Wake Up On Time
Army averages 254 pounds across the line of scrimmage; Stanford outside linebacker Trent Murphy weighs 265. The Black Knights feature a defensive end who checks in at 228 pounds. He lines up alongside a tackle a 247-pound tackle. Simply put, this is a David v. Goliath type of match-up.
Stanford's potential problem: Well, David killed Goliath despite his marked disadvantage. Army will try to overcome the Farm Boys' bruising size through a variety of exotic looks highlighted by their offense's triple option attack and their defense's double-eagle flex scheme.
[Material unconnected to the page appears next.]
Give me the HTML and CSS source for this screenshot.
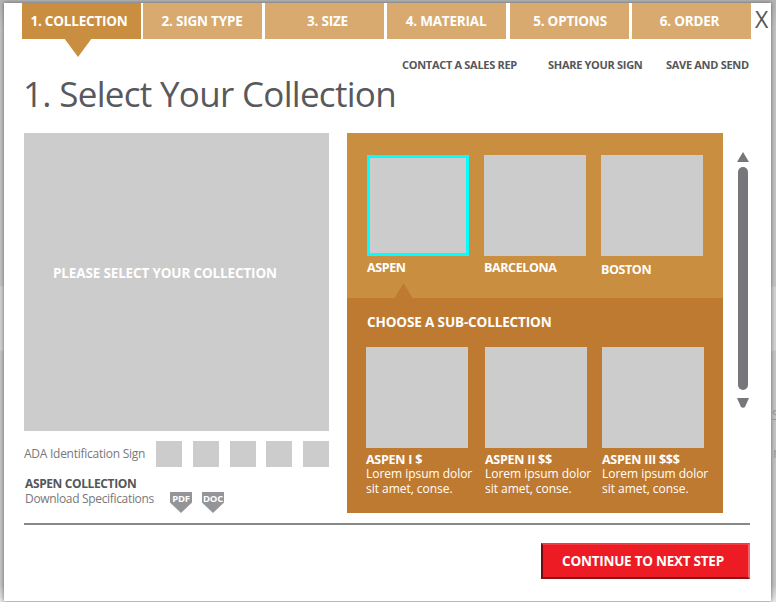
FILE: index.html
```html
<!DOCTYPE html>
<html lang="en">
<head>
<meta charset="utf-8">
<title>Select Your Collection</title>
<link rel="stylesheet" href="styles.css">
</head>
<body>
<div class="behind"><span class="behind-a">S</span><span class="behind-b">m</span></div>
<main class="modal">
  <nav class="tabs">
    <a class="tab active"><span>1. COLLECTION</span></a>
    <a class="tab"><span>2. SIGN TYPE</span></a>
    <a class="tab size"><span>3. SIZE</span></a>
    <a class="tab"><span>4. MATERIAL</span></a>
    <a class="tab options"><span>5. OPTIONS</span></a>
    <a class="tab order"><span>6. ORDER</span></a>
    <button class="close">X</button>
  </nav>
  <div class="links">
    <a class="contact">CONTACT A SALES REP</a>
    <a class="share">SHARE YOUR SIGN</a>
    <a class="save">SAVE AND SEND</a>
  </div>
  <h1>1. Select Your Collection</h1>
  <div class="content">
    <section class="left">
      <div class="preview"><span>PLEASE SELECT YOUR COLLECTION</span></div>
      <div class="ada">
        <span class="ada-label">ADA Identification Sign</span>
        <div class="swatches"><i></i><i></i><i></i><i></i><i></i></div>
      </div>
      <div class="specs">
        <div class="specs-text">
          <strong>ASPEN COLLECTION</strong>
          <span>Download Specifications</span>
        </div>
        <a class="badge">PDF</a>
        <a class="badge">DOC</a>
      </div>
    </section>
    <section class="panel">
      <div class="collections">
        <figure><div class="thumb selected"></div><figcaption class="c1">ASPEN</figcaption></figure>
        <figure><div class="thumb"></div><figcaption class="c2">BARCELONA</figcaption></figure>
        <figure><div class="thumb"></div><figcaption class="c3">BOSTON</figcaption></figure>
      </div>
      <div class="sub">
        <h2>CHOOSE A SUB-COLLECTION</h2>
        <div class="sub-items">
          <figure><div class="thumb"></div><strong>ASPEN I $</strong><p>Lorem ipsum dolor<br>sit amet, conse.</p></figure>
          <figure><div class="thumb"></div><strong>ASPEN II $$</strong><p>Lorem ipsum dolor<br>sit amet, conse.</p></figure>
          <figure><div class="thumb"></div><strong>ASPEN III $$$</strong><p>Lorem ipsum dolor<br>sit amet, conse.</p></figure>
        </div>
      </div>
    </section>
    <div class="scroll">
      <svg width="12" height="10" viewBox="0 0 12 10"><path d="M6 0 L12 10 H0 Z"/></svg>
      <div class="track"></div>
      <svg width="12" height="10" viewBox="0 0 12 10"><path d="M0 0 H12 L8 9 Q6 10.5 4 9 Z"/></svg>
    </div>
  </div>
  <footer><button class="next"><span>CONTINUE TO NEXT STEP</span></button></footer>
</main>
</body>
</html>
```

FILE: styles.css
```css
* { box-sizing: border-box; margin: 0; padding: 0; }
body {
  width: 776px; height: 602px; overflow: hidden; position: relative;
  padding: 3px 5px 1px 4px;
  background: linear-gradient(#b5b5b5 0 3px, #c3c3c3 30px 286px, #d2d2d2 287px 350px, #c4c4c4 351px 585px, #e6e6e6 600px);
  font-family: "Open Sans", "Noto Sans", sans-serif;
}
.behind { position: absolute; left: 772px; top: 0; width: 4px; height: 602px; overflow: hidden; color: #999; font-size: 14px; }
.behind-a, .behind-b { position: absolute; left: 0; top: 405px; }
.behind-b { left: 1px; top: 443px; }
.modal { position: relative; width: 767px; height: 598px; background: #fff; box-shadow: 0 0 4px rgba(0,0,0,.5); }
a, strong, span, h1, h2, figcaption, p, button { white-space: nowrap; }
.tabs { display: grid; grid-template-columns: 121px 122px 122px 123px 122px 119px auto; padding-left: 18px; height: 36px; }
.tab {
  position: relative; width: 119px; height: 36px; background: #d8aa6f; color: #fff; padding-right: 1px;
  font-size: 13.5px; font-weight: 700; line-height: 37px; text-align: center; letter-spacing: -.2px;
}
.tab.active { background: #ca8e40; padding-right: 5px; }
.tab.size { padding: 0 0 0 6px; }
.tab.options { padding-left: 2px; }
.tab.order { padding-right: 4px; }
.tab.active::after {
  content: ""; position: absolute; left: 42px; top: 35px; width: 28px; height: 19px;
  background: #ca8e40; clip-path: polygon(0 0, 100% 0, 50% 100%);
}
.close { border: 0; background: none; color: #55565a; font: 400 23px/32px "Open Sans"; width: 13px; height: 32px; margin-left: 4px; }
.links { display: flex; height: 30px; padding: 16px 0 0 398px; font-size: 11px; font-weight: 700; line-height: 20px; color: #55565a; letter-spacing: -.3px; }
.contact { width: 146px; }
.share { width: 118px; }
h1 { margin-left: 19px; height: 64px; font-size: 35px; font-weight: 400; line-height: 49px; color: #58595d; letter-spacing: -.7px; }
.content { display: flex; padding-left: 20px; height: 390px; }
.left { width: 305px; margin-right: 18px; }
.preview { height: 298px; padding-left: 29px; background: #ccc; color: #fff; font-size: 13.5px; font-weight: 700; line-height: 281px; letter-spacing: -.15px; }
.ada { display: flex; justify-content: space-between; height: 36px; margin-top: 10px; color: #77787b; font-size: 12px; line-height: 25px; letter-spacing: -.26px; }
.swatches { display: flex; justify-content: space-between; width: 173px; }
.swatches i { width: 26px; height: 26px; background: #ccc; }
.specs { display: flex; padding-left: 1px; }
.specs-text { display: flex; flex-direction: column; width: 145px; font-size: 12px; line-height: 14.5px; color: #77787b; letter-spacing: -.33px; }
.specs-text strong { color: #55565a; letter-spacing: -.38px; }
.badge {
  width: 22px; height: 21px; margin: 15px 10px 0 0; background: #949599; color: #fff; clip-path: polygon(0 0, 100% 0, 100% 50%, 50% 100%, 0 50%);
  font-size: 9.5px; font-weight: 700; line-height: 13px; text-align: center; letter-spacing: -.2px;
}
.panel { width: 376px; height: 380px; background: #ca8e40; color: #fff; }
.collections { display: flex; gap: 15px; height: 165px; padding: 22px 0 0 20px; }
.thumb { width: 102px; height: 101px; background: #ccc; }
.selected { border: 3px solid #0ff; }
figcaption { font-size: 12.5px; font-weight: 700; line-height: 24px; letter-spacing: -.4px; }
.c3 { padding-top: 2px; }
.sub { position: relative; height: 215px; background: #bf7a31; padding: 14px 0 0 19px; }
.sub::before {
  content: ""; position: absolute; left: 47px; top: -15px; width: 19px; height: 16px; background: #bf7a31;
  clip-path: polygon(50% 0, 100% 100%, 0 100%);
}
h2 { margin-left: 1px; height: 35px; font-size: 13.5px; font-weight: 700; line-height: 20px; letter-spacing: -.13px; }
.sub-items { display: grid; grid-template-columns: 119px 117px 102px; }
.sub-items strong { display: block; font-size: 12.5px; line-height: 19px; height: 19px; padding-top: 2px; font-weight: 700; letter-spacing: -.25px; }
.sub-items p { font-size: 12px; line-height: 14.5px; letter-spacing: -.03px; }
.scroll { display: flex; flex-direction: column; align-items: center; width: 12px; margin-left: 14px; padding-top: 19px; }
.scroll svg { display: block; flex: none; fill: #77777b; }
.track { width: 10px; height: 223px; margin: 5px 0 8px; border-radius: 5px; background: #77777b; }
footer { display: flex; justify-content: flex-end; width: 726px; margin-left: 20px; padding-top: 18px; border-top: 2px solid #87888a; }
.next {
  width: 209px; height: 36px; border: 2px solid; border-color: #f23a41 #f4656b #8a1219 #6d0d12; background: #ed1c24; color: #fff;
  padding-right: 5px; font: 700 13.5px/32px "Open Sans", sans-serif; letter-spacing: -.25px;
}
```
But regardless of some of the complications that X's and O's may present, the two clubs are ultimately engaging in an inherently physical battle Saturday, and there's a reason why Army has not beaten a ranked team since 1972 while the Cardinal is in the nation's top five. As long as their execution isn't atrocious, Stanford has no business losing this game. The 9 a.m. PDT start on the East Coast is a potential complication. Given the Cardinal's talent edge, it may be the most daunting one.
Pound Them Into Submission
Featuring three down linemen, a pair of outside linebackers, one inside linebacker, two supplementary players around the line on the outside, a duo cornerbacks, and a deep safety, Army's double-eagle flex defensive scheme is certainly funky compared to what Stanford's attack is used to facing. It's best suited to defend against option offenses, though, so the Cardinal's power running game should certainly find its niche on Saturday.
Army tries to make up for its lack of size with defensive quickness, so Stanford's big boys must execute their assignments with matching speed. That generally isn't a problem for an athletic, Shannon Turley-trained front. If they're in position to block, the Farm Boys can pound the Black Knights into submission.
Overcome Cut Blocks
Last season, Army ran the football 88 percent of the time on its way to leading the nation in rushing, averaging 369.8 yards per game. Again, the Black Knights use unconventional techniques to make up for their size disadvantages and set the table for their production. Low cut blocks, designed to take the feet out from underneath larger players, highlight this effort.
"If you play too tall, you'll get chopped down like a tree," Stanford defensive end Josh Mauro said.
Fighting through cut blocks will be a noteworthy challenge for the Cardinal simply because of the front seven's remarkable height. All of the team's leading linemen outside of David Parry reach at least six feet, four inches.
"You don't have a size advantage anymore when you're on the ground," David Shaw astutely observed.
Coaches have been preaching the importance of quick, crisp footwork and technique throughout the week. Cut blocks can pose an injury risk, but only against players who aren't technically sound while facing them. If Stanford doesn't bring Army's hustle to the table Saturday, they'll find themselves in a vulnerable position.
Establish Downfield Confidence
The Pac-12 schedule starts with a bang a week after Saturday when Arizona State visits, so this is the final chance for Stanford to work out some kinks before a physically daunting opponent comes calling. Shaw explained Kevin Hogan's deep ball overthrows against San Jose State were attributed to freshman excitement. No. 8's a redshirt sophomore, but he's only started six career games.
Saturday marks a perfect opportunity for Hogan to fully settle into his rhythm. Army is a fundamentally sound football team, but they are not on Stanford's level athletically. This is a tune-up chance.